● **WRITTEN PROBLEM**
Look through the entries below and extract exactly the lines from the one containing "Clone this screenshot" through the one containing "string; value: string;", ends included.

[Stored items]
* begin *
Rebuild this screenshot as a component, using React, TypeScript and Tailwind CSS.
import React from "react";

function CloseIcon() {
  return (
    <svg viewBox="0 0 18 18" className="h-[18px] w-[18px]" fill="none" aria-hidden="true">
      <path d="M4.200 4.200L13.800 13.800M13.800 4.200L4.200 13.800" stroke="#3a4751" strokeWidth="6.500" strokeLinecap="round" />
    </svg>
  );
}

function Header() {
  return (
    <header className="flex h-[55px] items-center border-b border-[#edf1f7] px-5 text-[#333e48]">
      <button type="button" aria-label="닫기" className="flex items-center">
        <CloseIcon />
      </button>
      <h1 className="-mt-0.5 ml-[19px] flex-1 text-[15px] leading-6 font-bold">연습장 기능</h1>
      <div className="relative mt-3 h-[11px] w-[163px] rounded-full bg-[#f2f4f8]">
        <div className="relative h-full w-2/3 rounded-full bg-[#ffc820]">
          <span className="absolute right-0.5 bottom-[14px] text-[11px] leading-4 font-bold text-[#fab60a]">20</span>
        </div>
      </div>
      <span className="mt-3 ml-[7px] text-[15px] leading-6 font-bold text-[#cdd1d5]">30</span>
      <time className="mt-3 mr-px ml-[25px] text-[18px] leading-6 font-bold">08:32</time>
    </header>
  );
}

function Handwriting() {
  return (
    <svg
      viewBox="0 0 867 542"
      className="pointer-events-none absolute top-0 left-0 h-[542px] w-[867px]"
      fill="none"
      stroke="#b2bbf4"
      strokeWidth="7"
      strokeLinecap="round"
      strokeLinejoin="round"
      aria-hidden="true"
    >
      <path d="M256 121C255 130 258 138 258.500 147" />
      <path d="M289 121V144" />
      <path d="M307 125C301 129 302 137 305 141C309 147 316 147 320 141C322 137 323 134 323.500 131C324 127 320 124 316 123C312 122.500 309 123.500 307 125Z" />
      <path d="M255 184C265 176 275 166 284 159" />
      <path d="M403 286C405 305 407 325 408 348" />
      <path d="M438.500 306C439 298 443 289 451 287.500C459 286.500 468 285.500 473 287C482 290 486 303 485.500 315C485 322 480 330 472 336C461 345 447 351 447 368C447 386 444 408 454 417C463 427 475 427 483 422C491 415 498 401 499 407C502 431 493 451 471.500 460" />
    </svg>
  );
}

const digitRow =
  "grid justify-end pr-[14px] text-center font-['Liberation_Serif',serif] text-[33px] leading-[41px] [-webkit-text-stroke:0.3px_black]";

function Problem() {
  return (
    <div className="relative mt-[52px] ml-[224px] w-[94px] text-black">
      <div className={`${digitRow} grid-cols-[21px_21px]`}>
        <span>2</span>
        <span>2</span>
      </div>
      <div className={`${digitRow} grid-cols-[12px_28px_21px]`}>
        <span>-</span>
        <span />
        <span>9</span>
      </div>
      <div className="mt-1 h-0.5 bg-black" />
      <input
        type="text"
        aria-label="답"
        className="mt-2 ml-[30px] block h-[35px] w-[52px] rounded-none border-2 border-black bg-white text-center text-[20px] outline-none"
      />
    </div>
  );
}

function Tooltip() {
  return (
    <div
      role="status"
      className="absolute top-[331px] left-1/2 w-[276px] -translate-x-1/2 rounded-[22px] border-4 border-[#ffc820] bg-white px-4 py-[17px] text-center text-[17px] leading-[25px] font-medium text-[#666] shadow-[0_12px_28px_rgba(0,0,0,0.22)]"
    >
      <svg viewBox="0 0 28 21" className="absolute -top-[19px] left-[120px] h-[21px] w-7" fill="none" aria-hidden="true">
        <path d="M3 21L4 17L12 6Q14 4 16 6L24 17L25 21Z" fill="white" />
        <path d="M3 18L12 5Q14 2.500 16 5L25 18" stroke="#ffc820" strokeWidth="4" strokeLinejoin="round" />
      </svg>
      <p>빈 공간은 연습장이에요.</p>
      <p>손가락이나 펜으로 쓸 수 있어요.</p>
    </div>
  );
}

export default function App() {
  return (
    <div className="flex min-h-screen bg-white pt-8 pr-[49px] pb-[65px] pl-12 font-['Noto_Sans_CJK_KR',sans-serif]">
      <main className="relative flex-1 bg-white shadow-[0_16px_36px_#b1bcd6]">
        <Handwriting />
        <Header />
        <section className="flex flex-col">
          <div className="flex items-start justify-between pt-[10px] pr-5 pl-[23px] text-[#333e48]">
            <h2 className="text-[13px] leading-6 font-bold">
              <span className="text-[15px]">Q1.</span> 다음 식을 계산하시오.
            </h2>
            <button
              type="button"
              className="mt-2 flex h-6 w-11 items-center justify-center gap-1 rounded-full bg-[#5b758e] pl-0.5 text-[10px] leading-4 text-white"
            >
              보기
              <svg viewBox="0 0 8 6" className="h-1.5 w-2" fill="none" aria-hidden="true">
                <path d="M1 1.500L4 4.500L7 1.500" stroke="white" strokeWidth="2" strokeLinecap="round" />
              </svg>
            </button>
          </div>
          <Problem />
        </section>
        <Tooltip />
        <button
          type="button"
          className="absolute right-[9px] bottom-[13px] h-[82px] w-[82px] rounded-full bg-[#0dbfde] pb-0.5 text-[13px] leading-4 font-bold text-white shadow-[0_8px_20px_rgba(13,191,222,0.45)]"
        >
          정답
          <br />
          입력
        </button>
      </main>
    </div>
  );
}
* end *
* begin *
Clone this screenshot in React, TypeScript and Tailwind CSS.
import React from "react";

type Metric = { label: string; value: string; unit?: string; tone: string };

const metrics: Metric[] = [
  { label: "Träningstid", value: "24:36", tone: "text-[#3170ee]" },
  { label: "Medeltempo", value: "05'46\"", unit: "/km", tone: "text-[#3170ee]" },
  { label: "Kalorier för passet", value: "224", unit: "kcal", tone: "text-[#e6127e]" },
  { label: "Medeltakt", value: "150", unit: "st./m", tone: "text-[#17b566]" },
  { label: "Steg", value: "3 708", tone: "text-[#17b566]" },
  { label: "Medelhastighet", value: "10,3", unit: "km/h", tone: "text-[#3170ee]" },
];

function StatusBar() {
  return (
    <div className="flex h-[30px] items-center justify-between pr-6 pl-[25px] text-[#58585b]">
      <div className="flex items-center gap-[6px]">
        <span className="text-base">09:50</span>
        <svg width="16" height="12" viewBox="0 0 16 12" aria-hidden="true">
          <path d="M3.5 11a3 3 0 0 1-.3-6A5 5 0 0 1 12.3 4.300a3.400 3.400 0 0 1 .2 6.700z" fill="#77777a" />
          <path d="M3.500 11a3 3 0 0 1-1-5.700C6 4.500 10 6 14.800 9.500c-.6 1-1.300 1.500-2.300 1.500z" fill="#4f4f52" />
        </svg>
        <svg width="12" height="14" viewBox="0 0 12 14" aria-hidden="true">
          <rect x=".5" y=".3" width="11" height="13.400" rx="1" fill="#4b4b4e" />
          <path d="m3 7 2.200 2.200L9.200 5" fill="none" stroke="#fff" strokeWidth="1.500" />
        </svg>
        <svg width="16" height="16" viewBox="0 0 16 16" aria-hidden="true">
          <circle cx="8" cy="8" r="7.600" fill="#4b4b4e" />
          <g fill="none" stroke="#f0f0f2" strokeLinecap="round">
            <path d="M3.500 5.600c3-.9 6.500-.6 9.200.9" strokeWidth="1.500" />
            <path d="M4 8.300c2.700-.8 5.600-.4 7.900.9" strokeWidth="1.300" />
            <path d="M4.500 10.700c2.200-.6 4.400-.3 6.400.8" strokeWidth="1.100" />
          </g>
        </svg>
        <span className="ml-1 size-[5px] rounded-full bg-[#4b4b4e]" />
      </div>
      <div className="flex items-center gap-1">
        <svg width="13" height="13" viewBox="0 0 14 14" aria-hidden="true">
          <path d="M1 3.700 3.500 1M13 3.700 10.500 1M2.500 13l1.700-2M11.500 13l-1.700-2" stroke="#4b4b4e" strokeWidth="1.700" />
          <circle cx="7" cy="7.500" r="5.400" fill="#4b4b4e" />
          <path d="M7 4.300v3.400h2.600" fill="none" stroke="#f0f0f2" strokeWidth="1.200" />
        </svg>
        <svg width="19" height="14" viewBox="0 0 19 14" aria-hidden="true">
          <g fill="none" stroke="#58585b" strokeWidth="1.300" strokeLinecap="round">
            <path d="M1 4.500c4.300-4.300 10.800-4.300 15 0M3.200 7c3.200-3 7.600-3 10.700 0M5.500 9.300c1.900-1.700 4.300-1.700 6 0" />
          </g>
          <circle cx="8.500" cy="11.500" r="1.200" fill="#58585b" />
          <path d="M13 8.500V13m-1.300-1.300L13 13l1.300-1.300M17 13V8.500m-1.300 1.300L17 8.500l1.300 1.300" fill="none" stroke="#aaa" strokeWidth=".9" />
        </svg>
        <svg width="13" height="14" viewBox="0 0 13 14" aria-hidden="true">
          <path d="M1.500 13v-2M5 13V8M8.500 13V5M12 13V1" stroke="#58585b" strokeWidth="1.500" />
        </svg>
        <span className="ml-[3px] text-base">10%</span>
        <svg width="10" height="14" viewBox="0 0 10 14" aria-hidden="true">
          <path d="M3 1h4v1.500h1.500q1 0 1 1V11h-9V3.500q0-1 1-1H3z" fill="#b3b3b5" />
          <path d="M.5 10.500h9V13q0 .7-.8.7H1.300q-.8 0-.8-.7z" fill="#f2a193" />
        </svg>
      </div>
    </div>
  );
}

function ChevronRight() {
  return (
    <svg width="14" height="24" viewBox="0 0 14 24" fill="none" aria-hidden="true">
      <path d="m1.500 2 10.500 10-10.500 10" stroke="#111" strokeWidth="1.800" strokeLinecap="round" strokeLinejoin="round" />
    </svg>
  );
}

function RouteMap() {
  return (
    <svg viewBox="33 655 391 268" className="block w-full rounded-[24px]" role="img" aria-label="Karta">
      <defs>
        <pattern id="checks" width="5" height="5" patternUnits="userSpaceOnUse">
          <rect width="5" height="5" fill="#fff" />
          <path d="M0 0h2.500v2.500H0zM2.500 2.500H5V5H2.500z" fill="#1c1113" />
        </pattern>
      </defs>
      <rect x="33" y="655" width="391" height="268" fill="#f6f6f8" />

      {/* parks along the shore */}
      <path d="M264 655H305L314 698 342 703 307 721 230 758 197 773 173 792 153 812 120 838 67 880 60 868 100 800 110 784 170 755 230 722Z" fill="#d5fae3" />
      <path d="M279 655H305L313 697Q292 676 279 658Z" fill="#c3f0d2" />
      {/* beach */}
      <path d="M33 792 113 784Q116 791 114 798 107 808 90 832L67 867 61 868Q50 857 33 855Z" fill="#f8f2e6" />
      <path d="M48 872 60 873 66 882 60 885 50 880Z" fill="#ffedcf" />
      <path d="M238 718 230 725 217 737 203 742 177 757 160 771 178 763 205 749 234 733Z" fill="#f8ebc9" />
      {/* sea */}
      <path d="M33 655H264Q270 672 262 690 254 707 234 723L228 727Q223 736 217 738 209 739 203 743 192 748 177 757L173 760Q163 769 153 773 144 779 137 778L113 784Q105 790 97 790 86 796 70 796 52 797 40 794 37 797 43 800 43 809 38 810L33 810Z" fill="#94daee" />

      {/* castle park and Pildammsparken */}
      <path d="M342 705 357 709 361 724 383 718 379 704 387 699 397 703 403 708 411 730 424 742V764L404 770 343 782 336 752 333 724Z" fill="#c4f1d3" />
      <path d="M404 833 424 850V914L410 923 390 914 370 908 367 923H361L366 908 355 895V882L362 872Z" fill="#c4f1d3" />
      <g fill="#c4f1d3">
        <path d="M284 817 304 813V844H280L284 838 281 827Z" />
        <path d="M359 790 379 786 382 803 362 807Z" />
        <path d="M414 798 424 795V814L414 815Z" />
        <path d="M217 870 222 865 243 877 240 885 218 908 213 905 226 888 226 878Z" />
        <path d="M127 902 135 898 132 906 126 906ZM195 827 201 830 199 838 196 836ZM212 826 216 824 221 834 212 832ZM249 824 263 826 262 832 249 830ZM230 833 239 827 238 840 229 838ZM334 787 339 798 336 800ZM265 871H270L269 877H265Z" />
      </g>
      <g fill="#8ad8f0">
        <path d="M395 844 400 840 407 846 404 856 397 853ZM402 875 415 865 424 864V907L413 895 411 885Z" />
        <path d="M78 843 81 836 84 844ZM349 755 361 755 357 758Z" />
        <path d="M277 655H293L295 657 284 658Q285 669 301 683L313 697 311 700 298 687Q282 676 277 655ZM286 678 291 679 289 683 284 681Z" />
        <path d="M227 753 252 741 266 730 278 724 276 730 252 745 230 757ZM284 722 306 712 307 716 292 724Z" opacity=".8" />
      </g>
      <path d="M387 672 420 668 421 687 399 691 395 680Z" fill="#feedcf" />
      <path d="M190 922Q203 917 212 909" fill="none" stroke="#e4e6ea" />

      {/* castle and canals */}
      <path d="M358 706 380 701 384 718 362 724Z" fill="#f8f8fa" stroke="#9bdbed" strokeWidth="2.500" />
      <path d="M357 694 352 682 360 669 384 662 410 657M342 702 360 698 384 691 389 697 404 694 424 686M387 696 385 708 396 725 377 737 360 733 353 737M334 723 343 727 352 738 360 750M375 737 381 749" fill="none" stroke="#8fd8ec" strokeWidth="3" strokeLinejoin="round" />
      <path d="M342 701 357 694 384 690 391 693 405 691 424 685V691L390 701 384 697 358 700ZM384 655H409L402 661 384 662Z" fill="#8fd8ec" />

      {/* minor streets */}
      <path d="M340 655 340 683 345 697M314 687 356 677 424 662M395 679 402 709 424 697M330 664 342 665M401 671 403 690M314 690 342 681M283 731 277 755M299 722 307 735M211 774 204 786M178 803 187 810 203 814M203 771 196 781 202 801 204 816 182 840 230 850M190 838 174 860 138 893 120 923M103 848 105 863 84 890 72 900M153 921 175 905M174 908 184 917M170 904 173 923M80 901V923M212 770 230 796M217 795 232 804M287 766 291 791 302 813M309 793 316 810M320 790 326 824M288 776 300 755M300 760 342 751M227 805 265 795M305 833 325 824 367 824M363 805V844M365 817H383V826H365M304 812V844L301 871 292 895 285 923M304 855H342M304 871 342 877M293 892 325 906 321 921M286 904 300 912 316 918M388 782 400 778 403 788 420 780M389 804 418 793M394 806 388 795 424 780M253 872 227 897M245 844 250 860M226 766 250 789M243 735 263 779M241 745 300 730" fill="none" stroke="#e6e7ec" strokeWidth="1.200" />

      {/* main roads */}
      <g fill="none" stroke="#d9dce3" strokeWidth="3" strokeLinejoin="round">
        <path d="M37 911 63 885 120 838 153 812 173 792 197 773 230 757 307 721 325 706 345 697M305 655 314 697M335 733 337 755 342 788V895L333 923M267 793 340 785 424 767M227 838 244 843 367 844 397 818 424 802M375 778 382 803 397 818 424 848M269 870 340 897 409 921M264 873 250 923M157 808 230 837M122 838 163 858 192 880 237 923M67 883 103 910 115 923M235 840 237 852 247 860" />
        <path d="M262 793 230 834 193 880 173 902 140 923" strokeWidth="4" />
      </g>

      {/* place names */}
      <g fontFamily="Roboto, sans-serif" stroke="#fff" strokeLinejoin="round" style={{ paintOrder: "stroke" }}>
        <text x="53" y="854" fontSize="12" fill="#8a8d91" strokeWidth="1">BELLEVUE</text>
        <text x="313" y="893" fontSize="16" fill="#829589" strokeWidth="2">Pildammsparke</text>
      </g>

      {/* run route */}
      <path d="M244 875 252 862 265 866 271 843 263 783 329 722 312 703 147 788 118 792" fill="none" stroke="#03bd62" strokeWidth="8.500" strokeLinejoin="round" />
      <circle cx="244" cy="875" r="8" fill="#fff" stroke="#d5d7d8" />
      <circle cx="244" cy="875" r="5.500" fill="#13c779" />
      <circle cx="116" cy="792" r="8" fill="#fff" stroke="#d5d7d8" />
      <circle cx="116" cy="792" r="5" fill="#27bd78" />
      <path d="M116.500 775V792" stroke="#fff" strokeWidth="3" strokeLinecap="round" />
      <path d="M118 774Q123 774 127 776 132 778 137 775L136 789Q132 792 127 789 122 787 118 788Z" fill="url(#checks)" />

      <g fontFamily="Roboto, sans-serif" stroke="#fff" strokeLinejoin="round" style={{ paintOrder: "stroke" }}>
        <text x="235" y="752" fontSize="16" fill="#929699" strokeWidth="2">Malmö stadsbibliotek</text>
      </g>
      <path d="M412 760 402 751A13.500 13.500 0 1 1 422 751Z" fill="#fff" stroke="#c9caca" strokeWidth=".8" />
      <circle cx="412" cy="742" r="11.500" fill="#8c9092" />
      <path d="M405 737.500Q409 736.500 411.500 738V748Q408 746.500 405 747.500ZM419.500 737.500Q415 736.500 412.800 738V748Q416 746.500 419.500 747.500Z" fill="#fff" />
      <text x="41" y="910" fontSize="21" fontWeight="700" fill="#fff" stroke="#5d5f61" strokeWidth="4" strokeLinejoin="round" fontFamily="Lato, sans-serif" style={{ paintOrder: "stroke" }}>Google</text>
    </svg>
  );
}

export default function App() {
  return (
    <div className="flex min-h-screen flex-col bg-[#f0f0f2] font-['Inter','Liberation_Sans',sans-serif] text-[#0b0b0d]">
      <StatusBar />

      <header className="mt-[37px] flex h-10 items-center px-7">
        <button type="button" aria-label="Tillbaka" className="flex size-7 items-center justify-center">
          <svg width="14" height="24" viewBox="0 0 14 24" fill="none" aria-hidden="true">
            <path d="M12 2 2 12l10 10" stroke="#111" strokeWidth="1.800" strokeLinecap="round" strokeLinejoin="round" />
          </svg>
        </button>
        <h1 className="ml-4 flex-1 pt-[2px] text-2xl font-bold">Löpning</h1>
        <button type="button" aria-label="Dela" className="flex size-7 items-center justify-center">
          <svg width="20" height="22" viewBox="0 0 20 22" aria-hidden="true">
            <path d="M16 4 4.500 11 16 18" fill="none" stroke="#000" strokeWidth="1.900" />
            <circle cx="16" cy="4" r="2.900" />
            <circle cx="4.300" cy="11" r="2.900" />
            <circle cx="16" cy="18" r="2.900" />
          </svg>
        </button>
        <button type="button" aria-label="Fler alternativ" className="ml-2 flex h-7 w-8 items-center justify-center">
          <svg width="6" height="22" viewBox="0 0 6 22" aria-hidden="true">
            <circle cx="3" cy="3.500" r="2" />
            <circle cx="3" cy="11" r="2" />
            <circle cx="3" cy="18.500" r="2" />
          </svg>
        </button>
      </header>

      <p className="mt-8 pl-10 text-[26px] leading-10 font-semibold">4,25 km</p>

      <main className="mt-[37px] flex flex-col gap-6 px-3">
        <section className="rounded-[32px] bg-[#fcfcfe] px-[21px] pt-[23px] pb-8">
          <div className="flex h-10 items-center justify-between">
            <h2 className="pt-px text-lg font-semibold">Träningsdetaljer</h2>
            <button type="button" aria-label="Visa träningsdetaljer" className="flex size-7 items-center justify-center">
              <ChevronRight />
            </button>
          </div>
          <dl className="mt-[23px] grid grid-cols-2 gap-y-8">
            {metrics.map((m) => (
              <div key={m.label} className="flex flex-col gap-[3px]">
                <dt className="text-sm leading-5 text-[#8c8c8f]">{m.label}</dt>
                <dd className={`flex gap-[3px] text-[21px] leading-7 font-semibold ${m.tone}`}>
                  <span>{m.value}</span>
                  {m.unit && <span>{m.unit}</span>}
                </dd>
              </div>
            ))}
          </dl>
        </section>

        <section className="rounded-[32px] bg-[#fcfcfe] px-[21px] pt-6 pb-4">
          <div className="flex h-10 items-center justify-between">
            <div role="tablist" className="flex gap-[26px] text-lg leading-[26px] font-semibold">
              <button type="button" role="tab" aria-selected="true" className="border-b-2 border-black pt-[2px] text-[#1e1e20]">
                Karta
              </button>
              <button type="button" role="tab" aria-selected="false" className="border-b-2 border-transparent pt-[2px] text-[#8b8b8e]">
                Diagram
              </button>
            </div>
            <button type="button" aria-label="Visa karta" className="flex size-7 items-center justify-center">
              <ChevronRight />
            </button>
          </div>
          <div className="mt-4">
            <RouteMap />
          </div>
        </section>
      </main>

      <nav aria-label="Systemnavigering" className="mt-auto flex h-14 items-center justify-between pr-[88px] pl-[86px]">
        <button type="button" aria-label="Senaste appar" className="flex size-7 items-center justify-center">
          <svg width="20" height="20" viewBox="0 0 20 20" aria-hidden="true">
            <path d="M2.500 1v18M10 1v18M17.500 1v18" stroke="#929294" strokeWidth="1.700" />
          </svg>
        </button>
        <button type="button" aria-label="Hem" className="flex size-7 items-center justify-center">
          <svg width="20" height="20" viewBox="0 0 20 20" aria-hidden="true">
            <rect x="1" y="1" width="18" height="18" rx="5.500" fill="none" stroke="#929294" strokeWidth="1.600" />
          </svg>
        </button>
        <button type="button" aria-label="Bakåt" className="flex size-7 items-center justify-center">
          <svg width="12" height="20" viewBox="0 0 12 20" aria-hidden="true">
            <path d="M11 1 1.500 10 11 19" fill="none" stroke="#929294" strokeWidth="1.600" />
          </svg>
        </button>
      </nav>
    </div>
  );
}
* end *
● **FINISHED EXERCISE**
Clone this screenshot in React, TypeScript and Tailwind CSS.
import React from "react";

type Metric = { label: string; value: string; unit?: string; tone: string };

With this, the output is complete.